= Mitochondrial outer membrane permeabilization =

Mitochondrial outer membrane permeabilization (MOMP), also known as the mitochondrial outer membrane permeability, is one of two ways apoptosis (a type of programmed cell death) can be activated. It is part of the intrinsic pathway of apoptosis, also known as the mitochondrial pathway. MOMP is known as the point of no return in apoptosis. Once triggered, it results in the diffusion of proteins from the space between the inner and outer mitochondrial membranes into the cytosol.

==Mechanism==
Initiation of MOMP involves Bcl-2 family proteins, including BAX and BAK. The outer mitochondrial membrane, typically permeable to molecules smaller than 5 kDa, forms pores during MOMP that allow it to accommodate proteins larger than 100 kDa. During MOMP, it takes about five minutes for all mitochondrial membranes within a cell to permeabilize.

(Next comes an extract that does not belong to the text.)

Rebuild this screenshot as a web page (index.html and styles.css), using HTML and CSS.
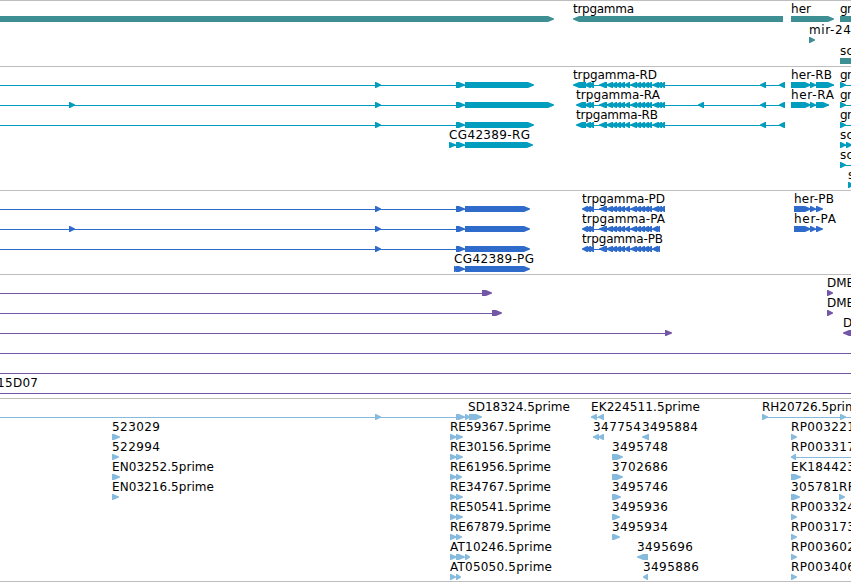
FILE: index.html
```html
<html>
  <head>
    <meta charset="utf-8">
    <title>Genome Browser</title>
    <link rel="stylesheet" href="styles.css">
  </head>
  <body>
    <div id="tracks"></div>
    <script type="text/javascript" src="tracks.js"></script>
  </body>
</html>
```
FILE: styles.css
```css
body
  {
  margin: 0;
  background: #ffffff;
  overflow: hidden;
  }

#tracks
  {
  height: 582px;
  overflow: hidden;
  }

.track
  {
  display: block;
  box-sizing: border-box;
  width: 100%;
  border-top: 1px solid #bebebe;
  }

.track:last-child
  {
  border-bottom: 1px solid #bebebe;
  }

.track text
  {
  font-family: "DejaVu Sans", sans-serif;
  font-size: 12px;
  fill: #000000;
  }

.gene
  {
  fill: #3d8f94;
  }

.transcript
  {
  fill: #009dbf;
  }

.protein
  {
  fill: #2f6bcb;
  }

.affy
  {
  fill: #7456a6;
  }

.est
  {
  fill: #87bbdd;
  }
```
FILE: tracks.js
```js
// Labels are [x, end, text], lines are [from, to],
// blocks are [from, to, direction]: 1 right, -1 left, 0 no arrow head.
var coding = [
  [599, 607, -1], [606, 613, -1], [611, 617, -1], [615, 621, -1],
  [619, 625, -1], [624, 630, -1], [630, 637, -1], [635, 641, -1],
  [639, 645, -1], [643, 649, -1], [647, 652, -1]
];
var longEnd = coding.concat([[652, 659, -1], [656, 662, -1], [660, 665, -1]]);
var shortEnd = coding.concat([[652, 658, -1], [656, 660, -1]]);
var utr = [[584, 591, -1], [588, 594, -1]];
var cds = [[582, 588, -1], [585, 591, -1], [588, 594, -1]];
var promoter = [[760, 766, -1], [779, 785, -1]];

var tracks = [
  {
  type: "gene", height: 66, pitch: 21,
  rows: [
    { labels: [[573, 634, "trpgamma"], [791, 811, "her"], [840, 852, "gr"]],
      blocks: [[-10, 554, 1], [573, 783, -1], [791, 834, 1], [840, 860, 0]] },
    { labels: [[809, 851, "mir-24"]], blocks: [[809, 815, 1]] },
    { labels: [[840, 853, "sc"]], blocks: [[840, 860, 0]] }
    ]
  },
  {
  type: "transcript", height: 124, pitch: 20,
  rows: [
    { labels: [[573, 657, "trpgamma-RD"], [791, 832, "her-RB"], [840, 852, "gr"]],
      lines: [[0, 465], [590, 785], [791, 834], [840, 851]],
      blocks: [[375, 381, 1], [456, 465, 1], [465, 534, 1], [573, 586, -1],
        [791, 811, 1], [810, 816, 1], [816, 834, 1], [840, 846, 1]].concat(utr, longEnd, promoter) },
    { labels: [[576, 660, "trpgamma-RA"], [791, 834, "her-RA"], [840, 852, "gr"]],
      lines: [[0, 465], [590, 785], [791, 829], [840, 851]],
      blocks: [[69, 75, 1], [375, 381, 1], [456, 465, 1], [465, 554, 1], [576, 586, -1],
        [698, 704, -1], [791, 811, 1], [810, 816, 1], [816, 829, 1], [840, 846, 1]].concat(utr, longEnd, promoter) },
    { labels: [[576, 658, "trpgamma-RB"], [840, 852, "gr"]],
      lines: [[0, 465], [590, 785], [840, 851]],
      blocks: [[375, 381, 1], [456, 465, 1], [465, 534, 1], [576, 586, -1],
        [840, 846, 1]].concat(utr, longEnd, promoter) },
    { labels: [[449, 530, "CG42389-RG"], [840, 853, "sc"]],
      lines: [[449, 465], [840, 851]],
      blocks: [[449, 456, 1], [456, 465, 1], [465, 533, 1], [840, 846, 1], [846, 852, 1]] },
    { labels: [[840, 853, "sc"]], lines: [[840, 851]], blocks: [[840, 846, 1]] },
    { labels: [[848, 854, "s"]], blocks: [[848, 854, 1]] }
    ]
  },
  {
  type: "protein", height: 84, pitch: 20,
  rows: [
    { labels: [[582, 665, "trpgamma-PD"], [794, 834, "her-PB"]],
      lines: [[0, 465], [590, 665], [794, 822]],
      blocks: [[375, 381, 1], [456, 465, 1], [465, 530, 1],
        [794, 811, 1], [810, 816, 1], [816, 823, 1]].concat(cds, longEnd) },
    { labels: [[582, 665, "trpgamma-PA"], [794, 836, "her-PA"]],
      lines: [[0, 465], [590, 660], [794, 822]],
      blocks: [[69, 75, 1], [375, 381, 1], [456, 465, 1], [465, 530, 1],
        [794, 811, 1], [810, 816, 1], [816, 823, 1]].concat(cds, shortEnd) },
    { labels: [[582, 663, "trpgamma-PB"]],
      lines: [[0, 465], [590, 660]],
      blocks: [[375, 381, 1], [456, 465, 1], [465, 530, 1]].concat(cds, shortEnd) },
    { labels: [[454, 534, "CG42389-PG"]],
      lines: [[454, 465]],
      blocks: [[454, 459, 1], [456, 465, 1], [465, 530, 1]] }
    ]
  },
  {
  type: "affy", height: 124, pitch: 20,
  rows: [
    { labels: [[827, 854, "DME"]], lines: [[0, 482]], blocks: [[482, 492, 1], [827, 833, 1]] },
    { labels: [[827, 854, "DME"]], lines: [[0, 492]], blocks: [[492, 502, 1], [827, 833, 1]] },
    { labels: [[843, 852, "D"]], lines: [[0, 666]], blocks: [[665, 672, 1], [843, 860, -1]] },
    { lines: [[0, 851]] },
    { lines: [[0, 851]] },
    { labels: [[-3, 38, "15D07"]], lines: [[0, 851]] }
    ]
  },
  {
  type: "est", height: 184, pitch: 20,
  rows: [
    { labels: [[468, 570, "SD18324.5prime"], [591, 700, "EK224511.5prime"], [762, 864, "RH20726.5prime"]],
      lines: [[0, 469], [591, 604], [762, 851]],
      blocks: [[375, 381, 1], [456, 465, 1], [465, 470, 1], [469, 482, 1],
        [591, 597, -1], [598, 604, -1], [762, 768, 1], [840, 846, 1]] },
    { labels: [[112, 160, "523029"], [450, 551, "RE59367.5prime"], [593, 641, "347754"],
        [642, 698, "3495884"], [791, 855, "RP003221"]],
      lines: [[593, 604]],
      blocks: [[112, 120, 1], [450, 457, 1], [456, 463, 1], [593, 599, -1], [598, 604, -1],
        [642, 649, -1], [791, 797, 1]] },
    { labels: [[112, 160, "522994"], [450, 551, "RE30156.5prime"], [612, 668, "3495748"], [791, 855, "RP003317"]],
      lines: [[791, 851]],
      blocks: [[112, 119, 1], [450, 457, 1], [456, 463, 1], [612, 623, 1], [791, 796, -1]] },
    { labels: [[112, 214, "EN03252.5prime"], [450, 551, "RE61956.5prime"], [612, 668, "3702686"], [791, 855, "EK184423"]],
      blocks: [[112, 120, 1], [450, 457, 1], [456, 462, 1], [612, 623, 1], [791, 801, 1]] },
    { labels: [[112, 214, "EN03216.5prime"], [450, 551, "RE34767.5prime"], [612, 668, "3495746"],
        [791, 839, "305781"], [839, 855, "RP"]],
      blocks: [[112, 119, 1], [450, 457, 1], [456, 463, 1], [612, 621, 1], [791, 800, 1], [839, 845, 1]] },
    { labels: [[450, 551, "RE50541.5prime"], [612, 668, "3495936"], [791, 855, "RP003324"]],
      blocks: [[450, 457, 1], [456, 463, 1], [612, 620, 1], [791, 797, 1]] },
    { labels: [[450, 551, "RE67879.5prime"], [612, 668, "3495934"], [791, 855, "RP003173"]],
      blocks: [[450, 457, 1], [456, 462, 1], [612, 620, 1], [791, 797, 1]] },
    { labels: [[450, 552, "AT10246.5prime"], [637, 693, "3495696"], [791, 855, "RP003602"]],
      blocks: [[450, 457, 1], [456, 465, 1], [465, 470, 1], [637, 648, -1], [791, 797, 1]] },
    { labels: [[450, 552, "AT05050.5prime"], [643, 699, "3495886"], [791, 855, "RP003406"]],
      blocks: [[450, 456, 1], [456, 461, 1], [643, 648, -1], [791, 797, 1]] }
    ]
  }
];

function add(parent, name, attributes)
  {
  var node = document.createElementNS("http://www.w3.org/2000/svg", name);

  for(var key in attributes)
    node.setAttribute(key, attributes[key]);

  parent.appendChild(node);

  return node;
  }

// Outline of a block with its slightly blunt arrow head.
function blockPoints(from, to, direction, y)
  {
  var head = Math.min(6, to - from - 1);

  if(direction === 0)
    return [from, y, to, y, to, y + 6, from, y + 6].join(" ");

  if(direction < 0)
    return [to, y, from + head, y, from, y + 2.5, from, y + 3.5, from + head, y + 6, to, y + 6].join(" ");

  return [from, y, to - head, y, to, y + 2.5, to, y + 3.5, to - head, y + 6, from, y + 6].join(" ");
  }

tracks.forEach(
  function(track)
    {
    var svg = add(document.getElementById("tracks"), "svg", { "class": "track", height: track.height });

    track.rows.forEach(
      function(row, index)
        {
        // The track border takes the first pixel.
        var top = index * track.pitch - 1;

        (row.lines || []).forEach(
          function(line)
            {
            add(svg, "rect", { "class": track.type, x: line[0], y: top + 19, width: line[1] - line[0], height: 1 });
            });

        (row.blocks || []).forEach(
          function(block)
            {
            add(svg, "polygon", { "class": track.type, points: blockPoints(block[0], block[1], block[2], top + 16) });
            });

        (row.labels || []).forEach(
          function(label)
            {
            var text = add(svg, "text", { x: label[0], y: top + 13, textLength: label[1] - label[0] });
            text.textContent = label[2];
            });
        });
    });
```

===Bile acid cytotoxicity===

A comprehensive and comparative study was conduction on the impact of cytotoxic and cytoprotective bile acids on the membrane structure of different cellular compartments. The mitochondrial outer membranes appear to be the main target of the cytotoxic bile acid deoxycholic acid. The mitochondrial membranes were more sensitive to deoxycholic acid induced structural changes than the cell's plasma membrane and these changes preceded the mitochondrial permeability transition. The disruption of mitochondrial outer membranes by bile acids causes the release of reactive oxygen species that may have further consequences including damage to the cells DNA.

==Outcome==
MOMP has been referred to as the point of no return for apoptosis, almost always resulting in the completion of the process, and thus, cell death. However, in limited circumstances, apoptosis does not complete. Sometimes, MOMP does not complete, known as incomplete MOMP (iMOMP) or minority MOMP (miniMOMP). For incomplete MOMP, mitochondrial membranes become permeable in most, but not all, the cell's mitochondria. In minority MOMP, only a few mitochondria of the cell experience MOMP—the result of sublethal stress.